Sistemas de iluminação subaquática
Usados para estabilizar o comportamento do rabilho durante fases sensíveis do crescimento.
Monitoramento integral por sensores
Aparelhos registram oxigênio, temperatura, correntes e densidade populacional.
Alimentação automatizada
Misturas controladas de sardinha, cavala e rações de alta proteína.
Transporte vivo de longa distância
Realizado por embarcações conhecidas como tuna carriers, capazes de levar peixes juvenis por milhares de quilômetros mantendo as condições ideais.
Segundo a Japan Fisheries Research and Education Agency, todo esse sistema é otimizado para reduzir mortalidade, controlar estresse e acelerar ganho de peso — três fatores críticos para uma espécie que pode ultrapassar 3 metros de comprimento e chegar a 450 kg.

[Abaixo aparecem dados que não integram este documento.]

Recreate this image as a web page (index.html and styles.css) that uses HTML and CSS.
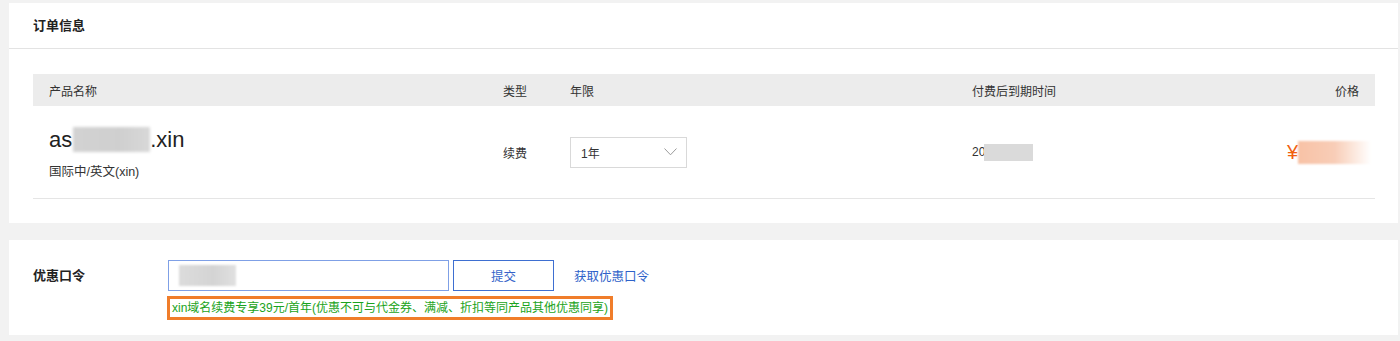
FILE: index.html
```html
<!DOCTYPE html>
<html lang="zh-CN">
<head>
<meta charset="utf-8">
<link rel="stylesheet" href="styles.css">
</head>
<body>
<div class="page">
  <section class="card order">
    <div class="card-head">订单信息</div>
    <div class="table">
      <div class="thead">
        <div class="c-name">产品名称</div>
        <div class="c-type">类型</div>
        <div class="c-year">年限</div>
        <div class="c-exp">付费后到期时间</div>
        <div class="c-price">价格</div>
      </div>
      <div class="trow">
        <div class="c-name">
          <div class="domain">as<span class="blur-dom"></span>.xin</div>
          <div class="domain-sub">国际中/英文(xin)</div>
        </div>
        <div class="c-type">续费</div>
        <div class="c-year">
          <div class="select"><span>1年</span>
            <svg class="chev" width="13" height="8" viewBox="0 0 13 8"><path d="M0.5 0.5 L6.5 6.8 L12.5 0.5" fill="none" stroke="#9a9a9a" stroke-width="1"/></svg>
          </div>
        </div>
        <div class="c-exp"><span class="exp-text">20</span><span class="blur-date"></span></div>
        <div class="c-price"><span class="yen">¥</span><span class="blur-price"></span></div>
      </div>
    </div>
  </section>
  <section class="card promo">
    <div class="promo-label">优惠口令</div>
    <div class="promo-body">
      <div class="promo-line">
        <div class="promo-input"><span class="blur-code"></span></div>
        <button class="promo-btn">提交</button>
        <a class="promo-link">获取优惠口令</a>
      </div>
      <div class="promo-note">xin域名续费专享39元/首年(优惠不可与代金券、满减、折扣等同产品其他优惠同享)</div>
    </div>
  </section>
</div>
</body>
</html>
```
FILE: styles.css
```css
html, body {
  margin: 0;
  background: #f2f2f2;
}
body {
  font-family: "Liberation Sans", Arial, "Noto Sans CJK SC", sans-serif;
  color: #333;
  font-size: 12px;
}
.page {
  padding: 3px 2px 0 9px;
  display: flex;
  flex-direction: column;
  gap: 17px;
}
.card {
  background: #fff;
}
.order {
  padding-bottom: 24px;
}
.card-head {
  height: 45px;
  line-height: 45px;
  padding-left: 24px;
  font-size: 13px;
  font-weight: bold;
  color: #222;
  border-bottom: 1px solid #e3e3e3;
}
.table {
  margin: 25px 23px 0 24px;
}
.thead, .trow {
  display: grid;
  grid-template-columns: 454px 67px 402px 1fr 200px;
  padding: 0 16px;
  align-items: center;
}
.thead {
  height: 32px;
  background: #ececec;
  color: #333;
}
.trow {
  height: 92px;
  border-bottom: 1px solid #e5e5e5;
}
.domain {
  font-size: 22px;
  line-height: 26px;
  color: #222;
  display: flex;
  align-items: center;
  margin-top: 2px;
}
.blur-dom {
  display: inline-block;
  width: 77px;
  height: 25px;
  background: linear-gradient(90deg, #d2d2d2, #cfcfcf 60%, #d8d8d8);
  filter: blur(1.5px);
  margin-left: 1px;
}
.domain-sub {
  margin-top: 8px;
  font-size: 12.5px;
  color: #333;
}
.c-type {
  color: #333;
}
.select {
  width: 117px;
  height: 31px;
  border: 1px solid #d9d9d9;
  box-sizing: border-box;
  display: flex;
  align-items: center;
  justify-content: space-between;
  padding: 0 9px 0 10px;
  margin-top: 1px;
}
.select span {
  color: #333;
}
.chev {
  display: block;
  margin-top: -1px;
}
.c-exp {
  display: flex;
  align-items: center;
}
.blur-date {
  display: inline-block;
  width: 49px;
  height: 17px;
  background: #dadada;
  margin-left: -1px;
}
.c-price {
  display: flex;
  justify-content: flex-end;
  align-items: center;
}
.yen {
  color: #f06010;
  font-size: 20px;
  line-height: 24px;
}
.blur-price {
  display: inline-block;
  width: 73px;
  height: 23px;
  background: linear-gradient(90deg, #f8c2a6 0%, #f8cdb7 50%, #fff 100%);
  filter: blur(1px);
  margin-right: -12px;
}
.promo {
  display: flex;
  padding: 20px 24px 15px 24px;
}
.promo-label {
  width: 135px;
  font-size: 13px;
  font-weight: bold;
  color: #222;
  line-height: 31px;
}
.promo-body {
  display: flex;
  flex-direction: column;
  gap: 5px;
}
.promo-line {
  display: flex;
  align-items: center;
}
.promo-input {
  width: 281px;
  height: 31px;
  box-sizing: border-box;
  border: 1px solid #7fa0e6;
  padding: 4px 10px;
}
.blur-code {
  display: block;
  width: 57px;
  height: 21px;
  background: linear-gradient(90deg, #dcdcdc, #d4d4d4 60%, #e0e0e0);
  filter: blur(1px);
}
.promo-btn {
  margin-left: 4px;
  width: 101px;
  height: 31px;
  box-sizing: border-box;
  border: 1px solid #3e6fd1;
  background: #fff;
  color: #3563c9;
  font-family: "Liberation Sans", Arial, "Noto Sans CJK SC", sans-serif;
  font-size: 12.5px;
  padding: 0;
}
.promo-link {
  margin-left: 20px;
  color: #2e62c9;
  font-size: 12.5px;
}
.promo-note {
  align-self: flex-start;
  margin-left: -1px;
  border: 3px solid #f07d2a;
  padding: 0 2px;
  height: 18px;
  line-height: 18px;
  color: #1aa320;
  font-size: 12px;
}
```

O atum-rabilho é considerado uma das espécies mais complexas da aquicultura mundial porque:
precisa nadar continuamente por longas distâncias
possui metabolismo extremamente acelerado
é altamente sensível a ruídos e correntes
suas larvas são frágeis e têm baixíssima taxa de sobrevivência
exige alimentação constante e densa em proteína
Por isso, poucos países conseguem completar o ciclo total em cativeiro. Mesmo grandes potências da aquicultura, como China e Noruega, ainda dependem quase totalmente de juvenis capturados no mar.
O domínio tecnológico japonês, portanto, representa décadas de vantagem acumulada.
A indústria do rabilho movimenta centenas de milhões de dólares e abastece tanto o mercado interno quanto exportações de cortes premium como:
chūtoro, o meio-gordo
otoro, o corte mais nobre, extremamente marmorizado
A cadeia produtiva envolve grandes empresas como Nissui, Maruha Nichiro, Toyota Tsusho Seafood e cooperativas regionais, sustentando empregos, pesquisa e a economia de regiões pesqueiras tradicionais.
O Japão também lidera globalmente patentes de reprodução, larvicultura, alimentação especializada e transporte vivo, o que reforça seu papel estratégico.
Com o consumo global em alta e o rabilho mantendo o posto de peixe mais valioso do mundo, a disputa entre países deve aumentar. Contudo, especialistas da FAO indicam que o Japão deve permanecer na liderança — tanto pela tecnologia, quanto pelo domínio das etapas mais sensíveis do processo.
Os desafios, porém, são significativos:
pressões ambientais
sustentabilidade das capturas de juvenis
possíveis restrições internacionais
demanda crescente que exige alternativas controladas
Ainda assim, o Japão continua anos à frente do restante do mundo na corrida pelo “ouro azul”, transformando ciência, tradição culinária e tecnologia em um dos sistemas de produção de pescado mais avançados do planeta.